Without the pictures, return each record as it appears.

(Data items)
<<<<

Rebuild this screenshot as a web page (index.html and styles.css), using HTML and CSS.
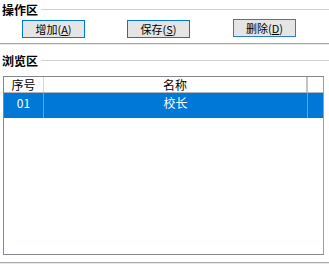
FILE: index.html
```html
<!DOCTYPE html>
<html lang="zh-CN">
<head>
    <meta charset="UTF-8">
    <title>职务设置</title>
    <link rel="stylesheet" href="styles.css">
</head>
<body>
    <div class="group-title"><span>操作区</span><div class="group-line"></div></div>
    <div class="toolbar">
        <button type="button" class="btn">增加(<u>A</u>)</button>
        <button type="button" class="btn">保存(<u>S</u>)</button>
        <button type="button" class="btn btn-del">删除(<u>D</u>)</button>
    </div>
    <div class="separator"></div>

    <div class="group-title group-browse"><span>浏览区</span><div class="group-line"></div></div>
    <div class="listview">
        <div class="lv-row lv-header">
            <div class="lv-cell">序号</div>
            <div class="lv-cell">名称</div>
            <div class="lv-cell"></div>
        </div>
        <div class="lv-row lv-selected">
            <div class="lv-cell">01</div>
            <div class="lv-cell">校长</div>
            <div class="lv-cell"></div>
        </div>
    </div>
    <div class="separator separator-bottom"></div>
</body>
</html>
```

FILE: styles.css
```css
body {
    margin: 0;
    background-color: #ffffff;
    font-family: "Noto Sans CJK SC", "Liberation Sans", sans-serif;
    font-size: 12px;
    color: #000;
}

.group-title {
    display: flex;
    align-items: center;
    height: 14px;
    padding: 2px 0 0 2px;
    font-weight: bold;
    font-size: 12px;
}

.group-line {
    flex: 1;
    margin-left: 3px;
    border-top: 1px solid #d0d0d0;
}

.toolbar {
    display: flex;
    gap: 42px;
    margin: 4px 0 0 22px;
}

.btn {
    width: 63px;
    height: 18px;
    padding: 0;
    border: 1px solid #0078d7;
    background-color: #e5e5e5;
    font-family: "Noto Sans CJK SC", sans-serif;
    font-size: 11px;
    line-height: 15px;
    color: #000;
}

.btn-del {
    margin-top: -1px;
    margin-left: 1px;
    border-color: #2a80c8;
}

.separator {
    margin-top: 5px;
    border-top: 1px solid #a8a8a8;
    border-bottom: 1px solid #e8e8e8;
}

.group-browse {
    margin-top: 6px;
}

.listview {
    width: 319px;
    height: 177px;
    margin: 9px 0 0 3px;
    border: 1px solid #828790;
    border-right-color: #a0a0a0;
    background-color: #fff;
}

.lv-row {
    display: grid;
    grid-template-columns: 40px 264px 1fr;
}

.lv-header {
    height: 15px;
    border-bottom: 1px solid #b4b4b4;
}

.lv-cell {
    text-align: center;
    border-right: 1px solid #d8d8d8;
    line-height: 15px;
}

.lv-header .lv-cell:nth-child(2) {
    border-right: 2px solid #c4c4c4;
}

.lv-header .lv-cell:last-child {
    border-right: none;
}

.lv-selected {
    height: 25px;
    background-color: #0078d7;
    color: #fff;
}

.lv-selected .lv-cell {
    line-height: 20px;
    border-right-color: #5aa5e3;
}

.lv-selected .lv-cell:last-child {
    border-right: none;
}

.separator-bottom {
    margin-top: 7px;
}
```
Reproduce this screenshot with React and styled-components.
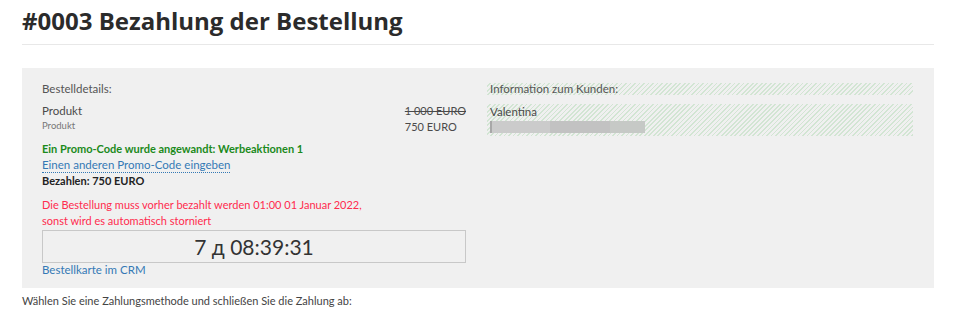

>>>>

## Written solution:
Rebuild this screenshot as a web page (index.html and styles.css), using HTML and CSS.
FILE: index.html
```html
<!DOCTYPE html>
<html lang="zh-CN">
<head>
    <meta charset="UTF-8">
    <title>职务设置</title>
    <link rel="stylesheet" href="styles.css">
</head>
<body>
    <div class="group-title"><span>操作区</span><div class="group-line"></div></div>
    <div class="toolbar">
        <button type="button" class="btn">增加(<u>A</u>)</button>
        <button type="button" class="btn">保存(<u>S</u>)</button>
        <button type="button" class="btn btn-del">删除(<u>D</u>)</button>
    </div>
    <div class="separator"></div>

    <div class="group-title group-browse"><span>浏览区</span><div class="group-line"></div></div>
    <div class="listview">
        <div class="lv-row lv-header">
            <div class="lv-cell">序号</div>
            <div class="lv-cell">名称</div>
            <div class="lv-cell"></div>
        </div>
        <div class="lv-row lv-selected">
            <div class="lv-cell">01</div>
            <div class="lv-cell">校长</div>
            <div class="lv-cell"></div>
        </div>
    </div>
    <div class="separator separator-bottom"></div>
</body>
</html>
```

FILE: styles.css
```css
body {
    margin: 0;
    background-color: #ffffff;
    font-family: "Noto Sans CJK SC", "Liberation Sans", sans-serif;
    font-size: 12px;
    color: #000;
}

.group-title {
    display: flex;
    align-items: center;
    height: 14px;
    padding: 2px 0 0 2px;
    font-weight: bold;
    font-size: 12px;
}

.group-line {
    flex: 1;
    margin-left: 3px;
    border-top: 1px solid #d0d0d0;
}

.toolbar {
    display: flex;
    gap: 42px;
    margin: 4px 0 0 22px;
}

.btn {
    width: 63px;
    height: 18px;
    padding: 0;
    border: 1px solid #0078d7;
    background-color: #e5e5e5;
    font-family: "Noto Sans CJK SC", sans-serif;
    font-size: 11px;
    line-height: 15px;
    color: #000;
}

.btn-del {
    margin-top: -1px;
    margin-left: 1px;
    border-color: #2a80c8;
}

.separator {
    margin-top: 5px;
    border-top: 1px solid #a8a8a8;
    border-bottom: 1px solid #e8e8e8;
}

.group-browse {
    margin-top: 6px;
}

.listview {
    width: 319px;
    height: 177px;
    margin: 9px 0 0 3px;
    border: 1px solid #828790;
    border-right-color: #a0a0a0;
    background-color: #fff;
}

.lv-row {
    display: grid;
    grid-template-columns: 40px 264px 1fr;
}

.lv-header {
    height: 15px;
    border-bottom: 1px solid #b4b4b4;
}

.lv-cell {
    text-align: center;
    border-right: 1px solid #d8d8d8;
    line-height: 15px;
}

.lv-header .lv-cell:nth-child(2) {
    border-right: 2px solid #c4c4c4;
}

.lv-header .lv-cell:last-child {
    border-right: none;
}

.lv-selected {
    height: 25px;
    background-color: #0078d7;
    color: #fff;
}

.lv-selected .lv-cell {
    line-height: 20px;
    border-right-color: #5aa5e3;
}

.lv-selected .lv-cell:last-child {
    border-right: none;
}

.separator-bottom {
    margin-top: 7px;
}
```
Reproduce this screenshot with React and styled-components.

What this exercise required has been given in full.